For Horsford, getting people to talk to each other is the main thrust of DyckmanDISCOVERED. She wants visitors to feel comfortable asking uncomfortable questions about slavery in Manhattan, the role of enslaved people in boosting the Dyckman family to prosperity, why the family neglected to record their history, and perhaps even to speculate on their day-to-day lives. Those are all integral parts of the history of the farmhouse that have been brushed to the side for too long.

In an effort to facilitate that discourse, three artists — Gwendolyn Black, Sheila Prevost, and Rachel Sydlowski — will erect art installations in different rooms of the farmhouse based on the unearthed information about the enslaved people who lived there.
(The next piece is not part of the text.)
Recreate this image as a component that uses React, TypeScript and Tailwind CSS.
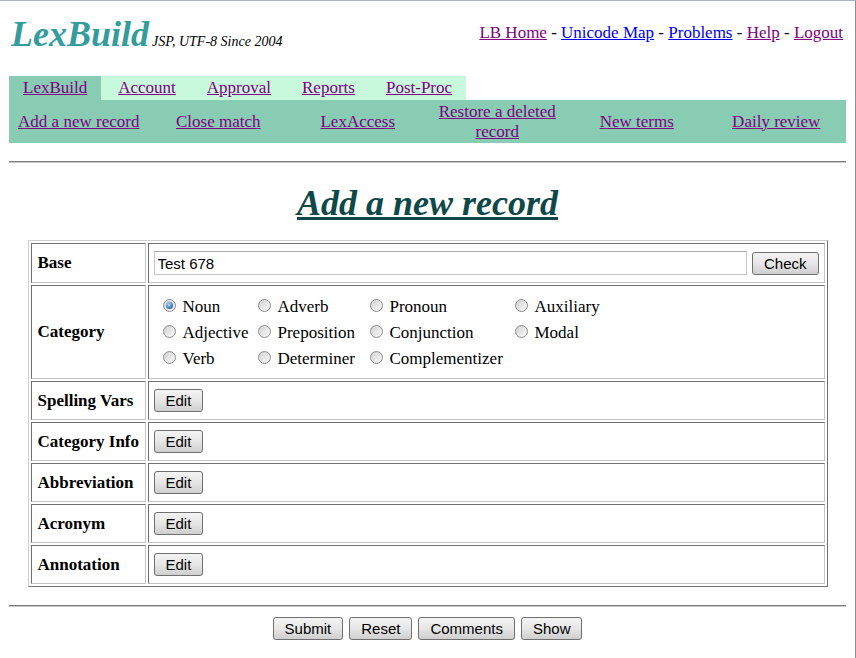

The exhibit will open in mid-October (the date isn’t set in stone yet, and the exhibition will open to members of the same household by appointment only to encourage social distancing within the small space).

“We’re in a very diverse community,” Hosford says. “This is a project that we started a few years ago, but now we find ourselves in 2020, in the midst of a lot of things going on in this country, and a lot of things that relate to immigration and being a minority in this community. And again, we started this project a couple of years ago, but it’s very timely.”

DyckmanDISCOVERED is reframing the entire history of the farmhouse by showing not just that the family persevered for hundreds of years but that they did it with the servitude of people that they owned who have just as much a right to the story of the house as the Dyckman family themselves.